Supplied data —
************
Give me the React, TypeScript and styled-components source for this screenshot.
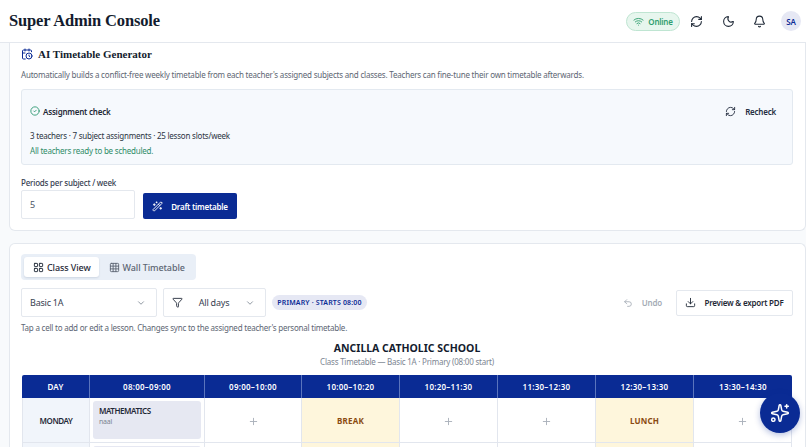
import React from 'react';
import styled, { createGlobalStyle } from 'styled-components';
import {
  Bell, CalendarClock, ChevronDown, CircleCheck, Download, Funnel, Grid3x3, LayoutGrid, Moon, Plus, RefreshCw, Sparkles, Undo2, WandSparkles, Wifi,
} from 'lucide-react';

const NAVY = '#0a2b94';
const SANS = '"Noto Sans", "Open Sans", sans-serif';
const SERIF = '"Liberation Serif", serif';

const periods = ['08:00–09:00', '09:00–10:00', '10:00–10:20', '10:20–11:30', '11:30–12:30', '12:30–13:30', '13:30–14:30'];

function App() {
  return (
    <Page>
      <GlobalStyle />
      <TopBar>
        <Title>Super Admin Console</Title>
        <TopActions>
          <OnlinePill><Wifi size={11} />Online</OnlinePill>
          <IconButton><RefreshCw size={13} /></IconButton>
          <IconButton><Moon size={13} /></IconButton>
          <IconButton><Bell size={13} /></IconButton>
          <Avatar>SA</Avatar>
        </TopActions>
      </TopBar>
      <Main>
        <GeneratorCard>
          <CardTitleRow>
            <CalendarClock size={12} color={NAVY} />
            <CardTitle>AI Timetable Generator</CardTitle>
          </CardTitleRow>
          <Description>
            Automatically builds a conflict-free weekly timetable from each teacher's assigned subjects and classes. Teachers can fine-tune their own timetable afterwards.
          </Description>
          <CheckBox>
            <CheckHeader>
              <CheckLabel><CircleCheck size={10} color="#1f9268" />Assignment check</CheckLabel>
              <RecheckButton><RefreshCw size={11} />Recheck</RecheckButton>
            </CheckHeader>
            <CheckStats>3 teachers · 7 subject assignments · 25 lesson slots/week</CheckStats>
            <CheckOk>All teachers ready to be scheduled.</CheckOk>
          </CheckBox>
          <FieldLabel>Periods per subject / week</FieldLabel>
          <FieldRow>
            <NumberBox>5</NumberBox>
            <PrimaryButton><WandSparkles size={11} />Draft timetable</PrimaryButton>
          </FieldRow>
        </GeneratorCard>

        <TimetableCard>
          <Tabs>
            <Tab $active><LayoutGrid size={11} />Class View</Tab>
            <Tab><Grid3x3 size={11} />Wall Timetable</Tab>
          </Tabs>
          <Controls>
            <Select $width={136}>Basic 1A<ChevronDown size={10} color="#7c8591" /></Select>
            <Select $width={103}>
              <Funnel size={11} color="#283040" />
              All days
              <ChevronDown size={10} color="#7c8591" />
            </Select>
            <LevelPill>PRIMARY · STARTS 08:00</LevelPill>
            <Spacer />
            <UndoButton><Undo2 size={10} />Undo</UndoButton>
            <ExportButton><Download size={11} />Preview &amp; export PDF</ExportButton>
          </Controls>
          <Hint>Tap a cell to add or edit a lesson. Changes sync to the assigned teacher's personal timetable.</Hint>
          <SchoolName>ANCILLA CATHOLIC SCHOOL</SchoolName>
          <SchoolSub>Class Timetable — Basic 1A · Primary (08:00 start)</SchoolSub>
          <Grid>
            <colgroup>
              <col width={68} />
              <col width={115} />
              <col width={97} />
              <col width={98} />
              <col width={98} />
              <col width={98} />
              <col width={98} />
              <col width={98} />
            </colgroup>
            <thead>
              <tr>
                <HeadCell>DAY</HeadCell>
                {periods.map((p) => <HeadCell key={p}>{p}</HeadCell>)}
              </tr>
            </thead>
            <tbody>
              <tr>
                <DayCell>MONDAY</DayCell>
                <SlotCell><Lesson><strong>MATHEMATICS</strong><span>naal</span></Lesson></SlotCell>
                <SlotCell><Plus size={11} /></SlotCell>
                <BreakCell>BREAK</BreakCell>
                <SlotCell><Plus size={11} /></SlotCell>
                <SlotCell><Plus size={11} /></SlotCell>
                <BreakCell>LUNCH</BreakCell>
                <SlotCell><Plus size={11} /></SlotCell>
              </tr>
              <tr>
                <DayCell />
                <SlotCell><Lesson /></SlotCell>
                <SlotCell />
                <BreakCell />
                <SlotCell />
                <SlotCell />
                <BreakCell />
                <SlotCell />
              </tr>
            </tbody>
          </Grid>
        </TimetableCard>
      </Main>
      <Fab><Sparkles size={20} strokeWidth={1.8} /></Fab>
    </Page>
  );
}

const GlobalStyle = createGlobalStyle`
  html, body { margin: 0; height: 100%; overflow: hidden; }
  body { font-family: ${SANS}; letter-spacing: -0.22px; color: #1f2937; background: #f8fafc; }
  * { box-sizing: border-box; }
`;

const Page = styled.div`
  position: relative;
  height: 100vh;
  display: flex;
  flex-direction: column;
  overflow: hidden;
`;

const TopBar = styled.header`
  flex: none;
  height: 43px;
  padding: 0 5px 0 9px;
  display: flex;
  align-items: center;
  justify-content: space-between;
  background: #fff;
  border-bottom: 1px solid #e4e8ee;
`;

const Title = styled.h1`
  margin: 0;
  font: 700 16.5px ${SERIF};
  letter-spacing: -0.15px;
  color: #131c2e;
`;

const TopActions = styled.div`
  display: flex;
  align-items: center;
`;

const OnlinePill = styled.div`
  width: 54px;
  height: 19px;
  margin-right: 1.2px;
  display: flex;
  align-items: center;
  justify-content: center;
  gap: 4px;
  border-radius: 10px;
  border: 1px solid #bfe5d2;
  background: #e7f6ee;
  color: #2f9e6e;
  font-size: 8px;
  font-weight: 600;
`;

const IconButton = styled.button`
  width: 31.5px;
  height: 31px;
  padding: 0;
  display: flex;
  align-items: center;
  justify-content: center;
  border: 0;
  background: none;
  color: #1f2937;
`;

const Avatar = styled.div`
  width: 20px;
  height: 20px;
  margin-left: 5.3px;
  display: flex;
  align-items: center;
  justify-content: center;
  border-radius: 50%;
  background: #e6e8f4;
  color: ${NAVY};
  font-size: 8px;
  font-weight: 600;
`;

const Main = styled.main`
  flex: 1;
  min-height: 0;
  padding-left: 9px;
  overflow: hidden;
`;

const Card = styled.section`
  background: #fff;
  border: 1px solid #e4e8ee;
  padding: 0 12px 0 11px;
`;

const GeneratorCard = styled(Card)`
  height: 188px;
  border-top: 0;
  border-radius: 0 0 6px 6px;
`;

const TimetableCard = styled(Card)`
  margin-top: 12px;
  padding-top: 10px;
  border-bottom: 0;
  border-radius: 6px 6px 0 0;
`;

const CardTitleRow = styled.div`
  height: 22px;
  display: flex;
  align-items: center;
  gap: 5px;
`;

const CardTitle = styled.h2`
  margin: 0;
  font: 700 11px ${SERIF};
  letter-spacing: 0;
  color: #131c2e;
`;

const Description = styled.p`
  margin: 3px 0 0;
  height: 14px;
  font-size: 8px;
  line-height: 14px;
  letter-spacing: -0.2px;
  color: #5d6673;
  white-space: nowrap;
`;

const CheckBox = styled.div`
  margin-top: 7px;
  height: 76px;
  padding: 4px 9px 0 8px;
  border: 1px solid #e3e9f0;
  border-radius: 3px;
  background: #f6f9fd;
`;

const CheckHeader = styled.div`
  height: 34px;
  display: flex;
  align-items: center;
  justify-content: space-between;
`;

const CheckLabel = styled.div`
  display: flex;
  align-items: center;
  gap: 3px;
  font-size: 8px;
  font-weight: 600;
  color: #1f2937;
`;

const RecheckButton = styled.div`
  margin-right: 7px;
  display: flex;
  align-items: center;
  gap: 9px;
  font-size: 8px;
  font-weight: 600;
  color: #262f42;
`;

const CheckStats = styled.div`
  margin-top: 1px;
  font-size: 8px;
  line-height: 13px;
  color: #2b3442;
`;

const CheckOk = styled.div`
  margin-top: 2px;
  font-size: 8px;
  line-height: 13px;
  color: #2f8c68;
`;

const FieldLabel = styled.div`
  margin-top: 11px;
  font-size: 8px;
  line-height: 14px;
  font-weight: 500;
  color: #374151;
`;

const FieldRow = styled.div`
  display: flex;
  align-items: flex-end;
  gap: 8px;
`;

const NumberBox = styled.div`
  width: 114px;
  height: 29px;
  padding: 0 8px;
  display: flex;
  align-items: center;
  background: #fff;
  border: 1px solid #e4e8ee;
  border-radius: 2px;
  font-size: 9px;
  color: #4b5563;
`;

const PrimaryButton = styled.button`
  width: 94px;
  height: 26px;
  padding: 0;
  display: flex;
  align-items: center;
  justify-content: center;
  gap: 8px;
  border: 0;
  border-radius: 2px;
  background: ${NAVY};
  color: #fff;
  font-family: ${SANS};
  font-size: 8px;
  letter-spacing: -0.22px;
  font-weight: 600;
`;

const Tabs = styled.div`
  width: 175px;
  height: 26px;
  padding: 3px;
  display: flex;
  border-radius: 4px;
  background: #e9eff7;
`;

const Tab = styled.div<{ $active?: boolean }>`
  padding: 0 8px 0 ${(p) => (p.$active ? 9 : 10)}px;
  display: flex;
  align-items: center;
  gap: 3px;
  border-radius: 3px;
  font-size: 9px;
  font-weight: 500;
  letter-spacing: -0.1px;
  white-space: nowrap;
  color: ${(p) => (p.$active ? '#1f2937' : '#5d6673')};
  background: ${(p) => (p.$active ? '#fff' : 'transparent')};
  box-shadow: ${(p) => (p.$active ? '0 1px 2px rgba(20,40,80,0.12)' : 'none')};
`;

const Controls = styled.div`
  margin-top: 8px;
  height: 29px;
  display: flex;
  align-items: center;
  gap: 6px;
`;

const Select = styled.div<{ $width: number }>`
  width: ${(p) => p.$width}px;
  height: 29px;
  padding: 0 10px 0 8px;
  display: flex;
  align-items: center;
  justify-content: space-between;
  background: #fff;
  border: 1px solid #e4e8ee;
  border-radius: 2px;
  font-size: 9px;
  color: #374151;
`;

const LevelPill = styled.div`
  width: 95px;
  height: 15px;
  display: flex;
  align-items: center;
  justify-content: center;
  border-radius: 8px;
  background: #e6e8f4;
  color: ${NAVY};
  font-size: 7px;
  font-weight: 600;
  letter-spacing: 0.15px;
  white-space: nowrap;
`;

const Spacer = styled.div`
  flex: 1;
`;

const UndoButton = styled.div`
  margin-right: 8px;
  display: flex;
  align-items: center;
  gap: 9px;
  font-size: 8px;
  font-weight: 600;
  color: #a4abb5;
`;

const ExportButton = styled.div`
  width: 117px;
  height: 26px;
  display: flex;
  align-items: center;
  justify-content: center;
  gap: 8px;
  background: #fff;
  border: 1px solid #e4e8ee;
  border-radius: 2px;
  font-size: 8px;
  font-weight: 600;
  color: #1f2937;
`;

const Hint = styled.p`
  margin: 4px 0 0;
  font-size: 8px;
  line-height: 14px;
  color: #5d6673;
`;

const SchoolName = styled.div`
  margin-top: 6px;
  text-align: center;
  font-size: 10.5px;
  line-height: 14px;
  font-weight: 700;
  letter-spacing: 0;
  color: #131c2e;
`;

const SchoolSub = styled.div`
  text-align: center;
  font-size: 8px;
  line-height: 13px;
  color: #7c8591;
`;

const Grid = styled.table`
  width: 770px;
  margin: 7px 0 0 1px;
  table-layout: fixed;
  border-collapse: separate;
  border-spacing: 0;
`;

const HeadCell = styled.th`
  height: 23px;
  padding: 0;
  background: ${NAVY};
  border-right: 1px solid #5a74bd;
  color: #fff;
  font-size: 8px;
  font-weight: 600;
  letter-spacing: 0.25px;
  &:first-child { border-top-left-radius: 2px; }
  &:last-child { border-right: 0; border-top-right-radius: 2px; }
`;

const BodyCell = styled.td`
  height: 45px;
  padding: 0;
  text-align: center;
  border-right: 1px solid #e2e6ee;
  border-bottom: 1px solid #e2e6ee;
`;

const DayCell = styled(BodyCell)`
  background: #f1f5fb;
  border-left: 1px solid #e2e6ee;
  font-size: 8px;
  font-weight: 600;
  letter-spacing: -0.4px;
  color: #1f2937;
`;

const SlotCell = styled(BodyCell)`
  color: #a9afb9;
  svg { vertical-align: middle; }
`;

const BreakCell = styled(BodyCell)`
  background: #fef6dc;
  color: #8a4a10;
  font-size: 8px;
  font-weight: 700;
  letter-spacing: 0.2px;
`;

const Lesson = styled.div`
  height: 38px;
  margin: 0 3px;
  padding: 4px 6px;
  border-radius: 3px;
  background: #e6e8f2;
  text-align: left;
  strong {
    display: block;
    font-size: 8px;
    line-height: 12px;
    font-weight: 600;
    letter-spacing: -0.45px;
    color: #1f2937;
  }
  span {
    display: block;
    font-size: 7px;
    line-height: 10px;
    color: #7c8591;
  }
`;

const Fab = styled.button`
  position: absolute;
  left: 760px;
  top: 393px;
  width: 40px;
  height: 40px;
  padding: 0;
  display: flex;
  align-items: center;
  justify-content: center;
  border: 0;
  border-radius: 50%;
  background: ${NAVY};
  color: #fff;
  box-shadow: 0 2px 6px rgba(10, 43, 148, 0.3);
`;

export default App;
************
What is required —
Pull out all lines from the listing that contain the string "components".

Worked solution —
Give me the React, TypeScript and styled-components source for this screenshot.
import styled, { createGlobalStyle } from 'styled-components';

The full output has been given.